## begin DATA FOR THIS TASK

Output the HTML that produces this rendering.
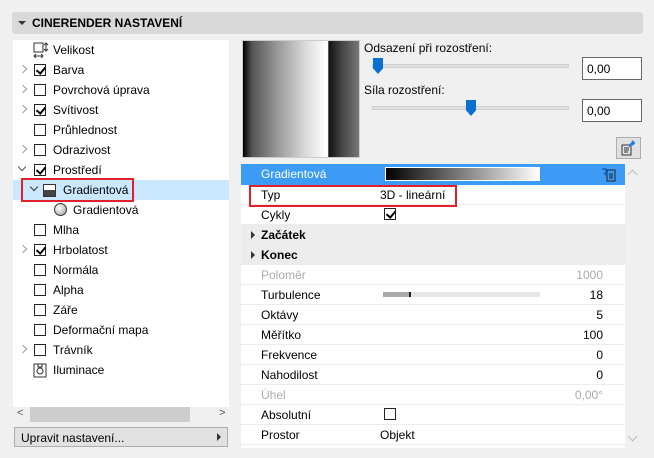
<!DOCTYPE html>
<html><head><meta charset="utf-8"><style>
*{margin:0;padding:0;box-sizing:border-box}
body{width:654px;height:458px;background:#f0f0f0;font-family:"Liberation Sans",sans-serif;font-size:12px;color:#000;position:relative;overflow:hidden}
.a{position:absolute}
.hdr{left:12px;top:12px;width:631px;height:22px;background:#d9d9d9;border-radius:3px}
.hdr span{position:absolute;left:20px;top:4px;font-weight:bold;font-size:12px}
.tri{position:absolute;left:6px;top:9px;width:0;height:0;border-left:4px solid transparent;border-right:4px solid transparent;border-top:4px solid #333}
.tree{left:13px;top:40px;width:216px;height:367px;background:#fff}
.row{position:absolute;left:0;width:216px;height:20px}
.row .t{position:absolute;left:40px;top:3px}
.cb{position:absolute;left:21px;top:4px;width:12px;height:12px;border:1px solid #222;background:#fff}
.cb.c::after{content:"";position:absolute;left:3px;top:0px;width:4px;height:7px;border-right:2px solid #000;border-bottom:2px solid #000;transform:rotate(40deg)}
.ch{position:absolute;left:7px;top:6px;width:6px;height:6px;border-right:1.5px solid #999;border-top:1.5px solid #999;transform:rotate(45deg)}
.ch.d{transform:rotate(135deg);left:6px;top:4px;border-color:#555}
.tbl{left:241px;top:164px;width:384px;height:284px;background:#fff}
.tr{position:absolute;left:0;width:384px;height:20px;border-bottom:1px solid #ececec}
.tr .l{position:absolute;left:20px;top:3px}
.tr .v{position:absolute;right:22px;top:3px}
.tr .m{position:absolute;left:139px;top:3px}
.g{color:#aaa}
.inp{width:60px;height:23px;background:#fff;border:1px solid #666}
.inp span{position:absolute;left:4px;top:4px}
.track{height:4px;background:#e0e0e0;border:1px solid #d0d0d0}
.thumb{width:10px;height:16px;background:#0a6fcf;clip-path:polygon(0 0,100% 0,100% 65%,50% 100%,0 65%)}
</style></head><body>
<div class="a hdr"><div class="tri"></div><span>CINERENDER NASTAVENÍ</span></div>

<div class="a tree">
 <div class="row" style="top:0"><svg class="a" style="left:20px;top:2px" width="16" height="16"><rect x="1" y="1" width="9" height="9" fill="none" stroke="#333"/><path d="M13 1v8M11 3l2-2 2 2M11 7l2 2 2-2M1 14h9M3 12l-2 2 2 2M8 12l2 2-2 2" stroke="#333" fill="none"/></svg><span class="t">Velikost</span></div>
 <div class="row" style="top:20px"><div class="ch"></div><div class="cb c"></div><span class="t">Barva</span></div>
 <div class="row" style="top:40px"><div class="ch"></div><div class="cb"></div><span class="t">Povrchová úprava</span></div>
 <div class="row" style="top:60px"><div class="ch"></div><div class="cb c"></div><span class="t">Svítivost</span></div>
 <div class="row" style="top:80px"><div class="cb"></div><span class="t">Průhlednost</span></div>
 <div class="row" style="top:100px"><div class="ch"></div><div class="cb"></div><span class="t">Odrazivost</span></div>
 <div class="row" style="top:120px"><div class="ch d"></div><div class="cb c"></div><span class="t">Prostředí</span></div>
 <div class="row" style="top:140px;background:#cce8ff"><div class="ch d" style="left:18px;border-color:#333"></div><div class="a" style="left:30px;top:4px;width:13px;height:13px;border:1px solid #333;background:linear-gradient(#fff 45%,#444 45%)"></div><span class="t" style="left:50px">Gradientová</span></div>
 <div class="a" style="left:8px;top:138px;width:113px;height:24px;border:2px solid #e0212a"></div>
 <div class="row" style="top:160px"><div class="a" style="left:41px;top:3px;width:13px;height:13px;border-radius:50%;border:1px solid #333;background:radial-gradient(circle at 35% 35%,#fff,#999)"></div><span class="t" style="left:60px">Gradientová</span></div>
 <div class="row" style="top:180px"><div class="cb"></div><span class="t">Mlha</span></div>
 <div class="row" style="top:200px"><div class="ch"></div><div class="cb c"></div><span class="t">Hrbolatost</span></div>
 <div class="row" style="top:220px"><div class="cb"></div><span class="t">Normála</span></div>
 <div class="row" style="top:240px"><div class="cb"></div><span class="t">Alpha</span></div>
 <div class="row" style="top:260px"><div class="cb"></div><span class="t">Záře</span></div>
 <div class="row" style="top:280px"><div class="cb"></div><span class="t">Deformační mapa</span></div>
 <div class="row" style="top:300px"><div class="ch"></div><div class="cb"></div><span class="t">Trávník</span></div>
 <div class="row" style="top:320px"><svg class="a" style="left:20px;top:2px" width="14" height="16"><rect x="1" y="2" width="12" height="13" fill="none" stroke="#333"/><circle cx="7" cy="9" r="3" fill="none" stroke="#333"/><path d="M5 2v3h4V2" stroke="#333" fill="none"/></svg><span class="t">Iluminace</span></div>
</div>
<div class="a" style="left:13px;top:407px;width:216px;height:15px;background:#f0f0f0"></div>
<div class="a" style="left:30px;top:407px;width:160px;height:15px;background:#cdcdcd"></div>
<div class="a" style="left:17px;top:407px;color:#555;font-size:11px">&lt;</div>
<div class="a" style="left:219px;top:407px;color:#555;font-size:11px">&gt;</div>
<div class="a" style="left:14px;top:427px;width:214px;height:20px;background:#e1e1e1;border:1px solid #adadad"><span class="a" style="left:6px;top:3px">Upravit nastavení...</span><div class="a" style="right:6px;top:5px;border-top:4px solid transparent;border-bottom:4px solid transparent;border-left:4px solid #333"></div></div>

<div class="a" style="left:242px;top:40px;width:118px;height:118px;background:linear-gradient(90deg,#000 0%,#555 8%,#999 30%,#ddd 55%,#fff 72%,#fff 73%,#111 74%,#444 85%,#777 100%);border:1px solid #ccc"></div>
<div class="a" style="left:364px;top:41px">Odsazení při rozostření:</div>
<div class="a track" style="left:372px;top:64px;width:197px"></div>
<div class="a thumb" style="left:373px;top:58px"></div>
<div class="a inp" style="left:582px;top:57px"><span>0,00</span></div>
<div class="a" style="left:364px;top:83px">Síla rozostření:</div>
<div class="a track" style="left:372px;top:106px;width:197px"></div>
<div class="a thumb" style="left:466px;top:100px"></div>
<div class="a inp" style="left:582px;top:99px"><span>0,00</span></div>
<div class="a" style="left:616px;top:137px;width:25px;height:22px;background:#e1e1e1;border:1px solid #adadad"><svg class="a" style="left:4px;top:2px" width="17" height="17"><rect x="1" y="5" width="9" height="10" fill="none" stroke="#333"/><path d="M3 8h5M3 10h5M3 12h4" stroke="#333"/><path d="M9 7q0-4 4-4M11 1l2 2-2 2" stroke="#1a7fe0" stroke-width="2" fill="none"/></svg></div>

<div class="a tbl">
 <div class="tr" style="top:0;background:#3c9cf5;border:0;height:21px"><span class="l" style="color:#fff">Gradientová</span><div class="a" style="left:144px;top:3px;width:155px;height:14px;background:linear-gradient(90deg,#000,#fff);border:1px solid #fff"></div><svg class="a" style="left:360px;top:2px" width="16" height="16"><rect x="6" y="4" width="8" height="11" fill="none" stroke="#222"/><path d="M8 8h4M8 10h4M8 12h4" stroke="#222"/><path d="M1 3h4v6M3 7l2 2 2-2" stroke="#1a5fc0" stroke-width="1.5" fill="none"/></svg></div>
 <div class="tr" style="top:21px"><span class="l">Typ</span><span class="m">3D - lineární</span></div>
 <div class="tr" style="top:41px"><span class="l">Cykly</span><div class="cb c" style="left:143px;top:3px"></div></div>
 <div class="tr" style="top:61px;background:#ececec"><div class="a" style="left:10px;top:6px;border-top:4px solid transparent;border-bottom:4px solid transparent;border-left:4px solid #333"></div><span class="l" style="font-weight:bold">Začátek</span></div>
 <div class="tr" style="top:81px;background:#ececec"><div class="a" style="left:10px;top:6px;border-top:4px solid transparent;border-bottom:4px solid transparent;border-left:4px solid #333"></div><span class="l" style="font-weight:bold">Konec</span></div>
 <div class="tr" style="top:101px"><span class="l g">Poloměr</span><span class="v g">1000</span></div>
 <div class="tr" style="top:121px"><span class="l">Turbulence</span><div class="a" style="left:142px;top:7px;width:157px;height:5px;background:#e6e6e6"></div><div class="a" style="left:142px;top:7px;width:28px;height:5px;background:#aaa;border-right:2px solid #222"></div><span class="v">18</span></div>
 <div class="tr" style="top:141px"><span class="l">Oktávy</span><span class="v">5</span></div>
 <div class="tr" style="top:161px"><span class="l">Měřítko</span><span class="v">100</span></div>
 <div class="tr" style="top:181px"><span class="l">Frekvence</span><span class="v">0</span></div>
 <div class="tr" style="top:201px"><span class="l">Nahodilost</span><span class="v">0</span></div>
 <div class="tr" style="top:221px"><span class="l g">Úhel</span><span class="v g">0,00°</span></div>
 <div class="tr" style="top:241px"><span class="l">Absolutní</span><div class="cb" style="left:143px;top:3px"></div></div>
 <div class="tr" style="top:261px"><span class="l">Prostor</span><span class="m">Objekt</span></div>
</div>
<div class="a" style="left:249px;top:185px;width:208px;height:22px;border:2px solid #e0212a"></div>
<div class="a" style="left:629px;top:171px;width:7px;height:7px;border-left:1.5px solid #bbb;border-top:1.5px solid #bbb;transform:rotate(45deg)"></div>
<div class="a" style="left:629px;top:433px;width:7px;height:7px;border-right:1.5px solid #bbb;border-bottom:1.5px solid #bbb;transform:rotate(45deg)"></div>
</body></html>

## end DATA FOR THIS TASK
## begin DATA FOR THIS TASK

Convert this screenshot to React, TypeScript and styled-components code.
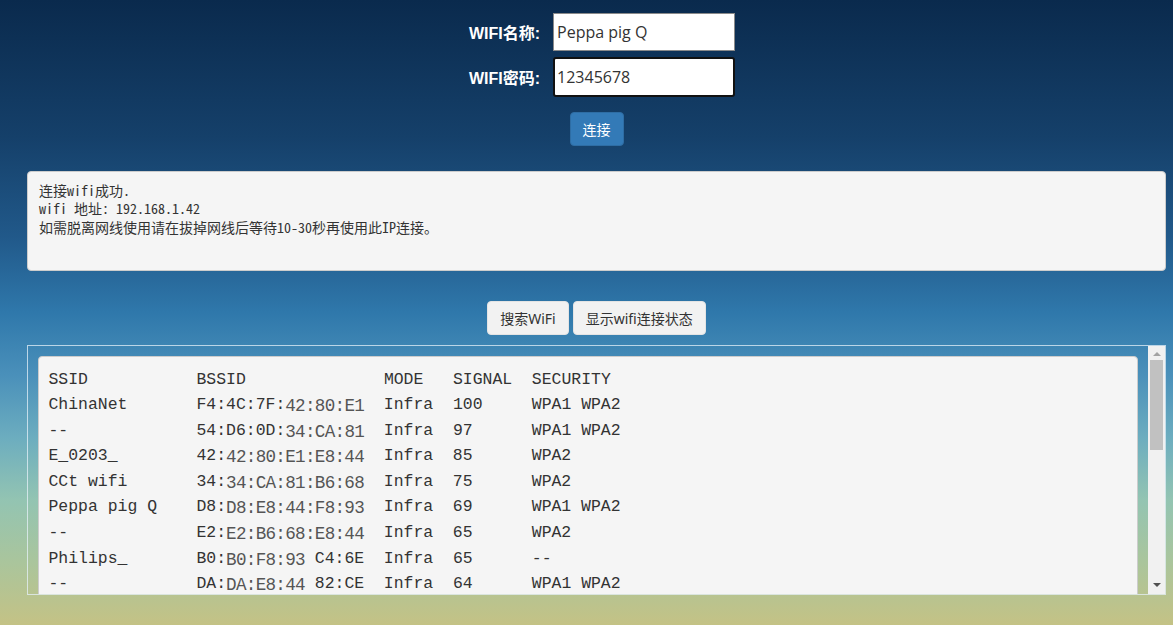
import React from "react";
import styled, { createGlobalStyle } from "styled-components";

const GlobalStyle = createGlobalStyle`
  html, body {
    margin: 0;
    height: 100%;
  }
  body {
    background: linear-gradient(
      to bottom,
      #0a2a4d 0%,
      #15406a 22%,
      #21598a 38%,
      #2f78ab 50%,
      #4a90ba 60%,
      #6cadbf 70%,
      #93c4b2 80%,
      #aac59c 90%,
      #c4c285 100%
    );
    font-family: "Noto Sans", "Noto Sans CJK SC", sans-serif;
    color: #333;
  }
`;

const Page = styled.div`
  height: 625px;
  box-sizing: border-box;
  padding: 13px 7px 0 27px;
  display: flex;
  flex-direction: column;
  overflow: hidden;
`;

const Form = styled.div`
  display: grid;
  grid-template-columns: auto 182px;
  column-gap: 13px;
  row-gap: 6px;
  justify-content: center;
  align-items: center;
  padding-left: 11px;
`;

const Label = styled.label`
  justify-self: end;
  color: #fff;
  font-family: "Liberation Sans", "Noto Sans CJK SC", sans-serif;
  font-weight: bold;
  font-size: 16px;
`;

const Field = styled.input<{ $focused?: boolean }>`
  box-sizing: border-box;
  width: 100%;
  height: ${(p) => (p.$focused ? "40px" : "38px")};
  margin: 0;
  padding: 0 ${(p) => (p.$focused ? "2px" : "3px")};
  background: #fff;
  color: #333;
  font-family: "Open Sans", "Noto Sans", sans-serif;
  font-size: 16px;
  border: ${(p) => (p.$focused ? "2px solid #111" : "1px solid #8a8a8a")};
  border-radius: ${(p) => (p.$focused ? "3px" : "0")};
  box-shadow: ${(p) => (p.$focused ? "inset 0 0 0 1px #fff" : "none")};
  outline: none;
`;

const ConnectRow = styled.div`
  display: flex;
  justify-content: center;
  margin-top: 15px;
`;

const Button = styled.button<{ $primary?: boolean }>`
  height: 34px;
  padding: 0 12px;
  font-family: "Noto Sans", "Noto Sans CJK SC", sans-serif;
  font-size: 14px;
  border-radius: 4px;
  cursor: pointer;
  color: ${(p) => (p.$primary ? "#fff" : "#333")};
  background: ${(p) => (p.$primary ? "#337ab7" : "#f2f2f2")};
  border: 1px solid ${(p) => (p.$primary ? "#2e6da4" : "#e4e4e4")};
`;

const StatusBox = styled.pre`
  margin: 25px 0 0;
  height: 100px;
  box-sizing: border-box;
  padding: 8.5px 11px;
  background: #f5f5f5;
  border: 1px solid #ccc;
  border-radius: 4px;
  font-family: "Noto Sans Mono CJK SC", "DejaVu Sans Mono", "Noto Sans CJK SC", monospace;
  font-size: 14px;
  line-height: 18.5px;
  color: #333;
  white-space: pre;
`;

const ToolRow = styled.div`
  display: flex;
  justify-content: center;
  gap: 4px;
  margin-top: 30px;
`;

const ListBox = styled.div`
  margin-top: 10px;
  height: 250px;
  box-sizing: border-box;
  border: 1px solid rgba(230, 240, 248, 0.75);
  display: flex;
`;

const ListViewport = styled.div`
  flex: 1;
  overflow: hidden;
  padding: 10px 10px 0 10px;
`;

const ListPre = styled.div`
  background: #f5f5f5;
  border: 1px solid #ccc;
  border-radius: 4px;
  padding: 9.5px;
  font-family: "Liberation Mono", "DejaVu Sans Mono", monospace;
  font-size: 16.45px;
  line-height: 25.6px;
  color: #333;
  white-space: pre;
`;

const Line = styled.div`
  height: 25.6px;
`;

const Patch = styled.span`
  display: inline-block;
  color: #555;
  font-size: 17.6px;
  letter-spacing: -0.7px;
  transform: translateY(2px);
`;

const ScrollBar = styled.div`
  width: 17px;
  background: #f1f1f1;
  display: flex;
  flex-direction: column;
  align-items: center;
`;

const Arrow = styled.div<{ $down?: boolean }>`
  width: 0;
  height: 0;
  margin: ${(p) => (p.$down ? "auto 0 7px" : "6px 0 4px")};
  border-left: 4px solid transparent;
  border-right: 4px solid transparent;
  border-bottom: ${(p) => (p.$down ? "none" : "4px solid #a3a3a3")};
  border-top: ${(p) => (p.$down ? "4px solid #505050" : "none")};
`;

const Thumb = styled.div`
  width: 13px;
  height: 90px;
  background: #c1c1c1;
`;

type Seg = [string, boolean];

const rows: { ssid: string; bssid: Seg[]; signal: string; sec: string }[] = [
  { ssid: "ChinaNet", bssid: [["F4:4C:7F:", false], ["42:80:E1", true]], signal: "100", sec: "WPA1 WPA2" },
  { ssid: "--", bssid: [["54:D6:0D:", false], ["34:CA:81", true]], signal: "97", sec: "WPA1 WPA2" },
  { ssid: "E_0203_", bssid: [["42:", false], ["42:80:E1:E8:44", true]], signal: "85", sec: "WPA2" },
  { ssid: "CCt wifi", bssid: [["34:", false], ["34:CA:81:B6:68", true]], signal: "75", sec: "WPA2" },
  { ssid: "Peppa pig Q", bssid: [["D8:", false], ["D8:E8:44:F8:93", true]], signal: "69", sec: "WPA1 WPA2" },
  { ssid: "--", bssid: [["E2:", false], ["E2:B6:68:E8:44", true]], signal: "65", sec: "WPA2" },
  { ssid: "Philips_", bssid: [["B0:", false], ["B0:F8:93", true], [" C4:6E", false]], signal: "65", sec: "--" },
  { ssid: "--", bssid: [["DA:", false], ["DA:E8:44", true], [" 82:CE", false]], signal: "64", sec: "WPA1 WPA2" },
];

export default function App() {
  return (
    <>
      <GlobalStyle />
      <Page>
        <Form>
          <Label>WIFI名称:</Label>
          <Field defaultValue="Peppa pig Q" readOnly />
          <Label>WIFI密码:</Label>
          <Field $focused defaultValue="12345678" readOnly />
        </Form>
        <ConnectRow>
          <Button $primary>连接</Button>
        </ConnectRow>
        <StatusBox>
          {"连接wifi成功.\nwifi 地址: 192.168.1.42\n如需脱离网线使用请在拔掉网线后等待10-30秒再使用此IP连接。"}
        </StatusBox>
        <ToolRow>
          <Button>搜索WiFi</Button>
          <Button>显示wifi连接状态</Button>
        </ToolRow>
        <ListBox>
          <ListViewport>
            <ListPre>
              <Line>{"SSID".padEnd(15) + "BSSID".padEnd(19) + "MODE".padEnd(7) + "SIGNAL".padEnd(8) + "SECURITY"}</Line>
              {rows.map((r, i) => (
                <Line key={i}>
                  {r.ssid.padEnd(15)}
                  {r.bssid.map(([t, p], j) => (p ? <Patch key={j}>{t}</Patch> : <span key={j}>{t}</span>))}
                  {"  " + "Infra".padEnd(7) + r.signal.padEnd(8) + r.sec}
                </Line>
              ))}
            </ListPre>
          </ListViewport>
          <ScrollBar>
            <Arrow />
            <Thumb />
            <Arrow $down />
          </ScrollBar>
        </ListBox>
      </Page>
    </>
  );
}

## end DATA FOR THIS TASK
## begin DATA FOR THIS TASK

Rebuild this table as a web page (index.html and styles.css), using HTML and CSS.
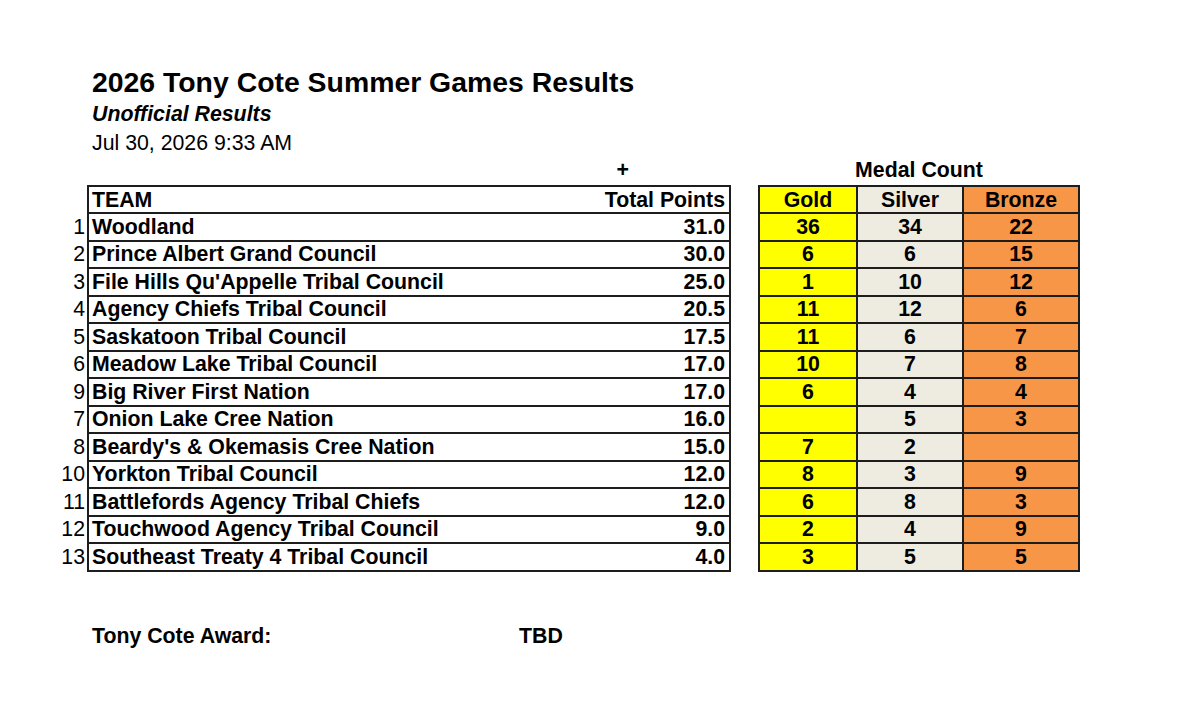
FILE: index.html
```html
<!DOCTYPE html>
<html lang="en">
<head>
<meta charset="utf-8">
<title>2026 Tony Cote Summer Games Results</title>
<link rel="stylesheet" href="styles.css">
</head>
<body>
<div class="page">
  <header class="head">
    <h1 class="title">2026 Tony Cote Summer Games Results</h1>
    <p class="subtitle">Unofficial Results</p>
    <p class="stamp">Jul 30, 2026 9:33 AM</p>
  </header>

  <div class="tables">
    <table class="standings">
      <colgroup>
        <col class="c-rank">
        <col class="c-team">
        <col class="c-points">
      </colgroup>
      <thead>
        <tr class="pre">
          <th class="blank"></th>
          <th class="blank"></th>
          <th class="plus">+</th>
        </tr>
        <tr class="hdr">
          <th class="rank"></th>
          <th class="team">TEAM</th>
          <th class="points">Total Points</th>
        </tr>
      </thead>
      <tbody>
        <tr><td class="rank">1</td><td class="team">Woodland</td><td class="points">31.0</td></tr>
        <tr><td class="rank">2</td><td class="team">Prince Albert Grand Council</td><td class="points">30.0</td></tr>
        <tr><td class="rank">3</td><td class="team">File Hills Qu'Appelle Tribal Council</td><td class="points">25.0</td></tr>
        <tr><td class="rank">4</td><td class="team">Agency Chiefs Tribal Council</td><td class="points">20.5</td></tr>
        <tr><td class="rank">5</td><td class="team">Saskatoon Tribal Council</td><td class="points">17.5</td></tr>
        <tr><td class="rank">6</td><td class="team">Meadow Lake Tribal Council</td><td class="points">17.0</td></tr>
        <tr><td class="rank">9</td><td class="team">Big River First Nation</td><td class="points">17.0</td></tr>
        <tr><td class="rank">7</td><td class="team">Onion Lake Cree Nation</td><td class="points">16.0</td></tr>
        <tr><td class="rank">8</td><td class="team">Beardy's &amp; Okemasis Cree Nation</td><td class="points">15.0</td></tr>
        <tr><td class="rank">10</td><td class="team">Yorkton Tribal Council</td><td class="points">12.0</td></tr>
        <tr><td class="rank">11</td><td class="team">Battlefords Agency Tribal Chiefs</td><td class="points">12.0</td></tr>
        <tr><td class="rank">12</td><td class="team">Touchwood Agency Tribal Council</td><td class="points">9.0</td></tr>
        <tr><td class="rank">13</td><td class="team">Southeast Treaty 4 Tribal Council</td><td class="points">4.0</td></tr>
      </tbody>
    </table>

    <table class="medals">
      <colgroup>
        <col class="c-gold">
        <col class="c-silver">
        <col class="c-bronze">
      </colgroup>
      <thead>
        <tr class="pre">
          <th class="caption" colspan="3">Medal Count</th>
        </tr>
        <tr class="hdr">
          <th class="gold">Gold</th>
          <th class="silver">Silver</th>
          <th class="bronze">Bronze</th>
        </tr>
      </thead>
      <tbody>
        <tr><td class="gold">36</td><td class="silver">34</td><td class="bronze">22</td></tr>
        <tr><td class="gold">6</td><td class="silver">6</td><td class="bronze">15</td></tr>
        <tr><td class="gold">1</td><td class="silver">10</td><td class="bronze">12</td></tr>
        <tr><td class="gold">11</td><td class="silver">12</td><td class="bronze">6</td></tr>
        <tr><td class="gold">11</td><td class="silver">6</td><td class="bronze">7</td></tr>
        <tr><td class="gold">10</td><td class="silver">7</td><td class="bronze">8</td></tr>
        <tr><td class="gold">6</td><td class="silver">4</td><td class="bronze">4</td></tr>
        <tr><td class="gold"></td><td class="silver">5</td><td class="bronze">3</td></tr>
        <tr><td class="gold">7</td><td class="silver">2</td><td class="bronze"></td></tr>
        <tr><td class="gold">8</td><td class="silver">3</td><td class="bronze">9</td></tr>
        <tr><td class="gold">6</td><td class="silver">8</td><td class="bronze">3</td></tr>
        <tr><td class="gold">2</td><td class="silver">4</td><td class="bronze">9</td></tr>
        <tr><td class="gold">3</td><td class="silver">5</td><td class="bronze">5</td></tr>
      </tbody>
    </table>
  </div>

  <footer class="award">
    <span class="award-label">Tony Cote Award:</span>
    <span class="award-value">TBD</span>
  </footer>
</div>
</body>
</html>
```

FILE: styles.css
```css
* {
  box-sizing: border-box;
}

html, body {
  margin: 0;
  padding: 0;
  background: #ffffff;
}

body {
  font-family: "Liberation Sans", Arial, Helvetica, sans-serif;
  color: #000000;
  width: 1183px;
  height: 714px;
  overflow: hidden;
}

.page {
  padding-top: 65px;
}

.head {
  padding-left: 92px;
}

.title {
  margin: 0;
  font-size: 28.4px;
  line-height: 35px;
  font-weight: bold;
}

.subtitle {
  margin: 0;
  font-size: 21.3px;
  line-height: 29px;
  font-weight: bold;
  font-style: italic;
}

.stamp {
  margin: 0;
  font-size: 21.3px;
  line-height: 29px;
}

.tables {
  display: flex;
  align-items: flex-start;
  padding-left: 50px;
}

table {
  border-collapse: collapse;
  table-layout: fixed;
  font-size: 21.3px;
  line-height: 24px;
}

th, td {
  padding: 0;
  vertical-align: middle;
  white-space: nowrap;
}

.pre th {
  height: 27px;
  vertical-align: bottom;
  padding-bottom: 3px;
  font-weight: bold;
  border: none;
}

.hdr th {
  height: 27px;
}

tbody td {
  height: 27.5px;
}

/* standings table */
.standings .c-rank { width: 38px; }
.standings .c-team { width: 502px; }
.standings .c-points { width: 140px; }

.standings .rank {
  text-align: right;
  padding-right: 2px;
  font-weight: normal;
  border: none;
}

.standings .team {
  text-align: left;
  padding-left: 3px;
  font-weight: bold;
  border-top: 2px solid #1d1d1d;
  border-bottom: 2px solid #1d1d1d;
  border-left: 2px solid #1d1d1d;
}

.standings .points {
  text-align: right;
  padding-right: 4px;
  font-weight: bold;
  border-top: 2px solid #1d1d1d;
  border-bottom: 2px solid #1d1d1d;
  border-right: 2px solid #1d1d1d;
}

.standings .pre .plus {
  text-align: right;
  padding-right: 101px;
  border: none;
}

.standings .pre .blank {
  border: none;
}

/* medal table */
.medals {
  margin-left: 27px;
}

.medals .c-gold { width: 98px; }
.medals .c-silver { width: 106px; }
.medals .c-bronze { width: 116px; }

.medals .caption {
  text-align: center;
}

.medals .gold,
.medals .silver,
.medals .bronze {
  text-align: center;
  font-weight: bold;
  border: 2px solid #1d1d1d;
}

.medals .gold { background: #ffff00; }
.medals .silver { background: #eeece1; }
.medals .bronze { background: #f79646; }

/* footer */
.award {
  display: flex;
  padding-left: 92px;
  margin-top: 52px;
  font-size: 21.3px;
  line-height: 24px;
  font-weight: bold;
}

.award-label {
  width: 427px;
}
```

## end DATA FOR THIS TASK

* SET PROBLEM *
List the lines of the material in which the word "React" occurs.

* ANSWER TO THIS EXERCISE *
Convert this screenshot to React, TypeScript and styled-components code.
import React from "react";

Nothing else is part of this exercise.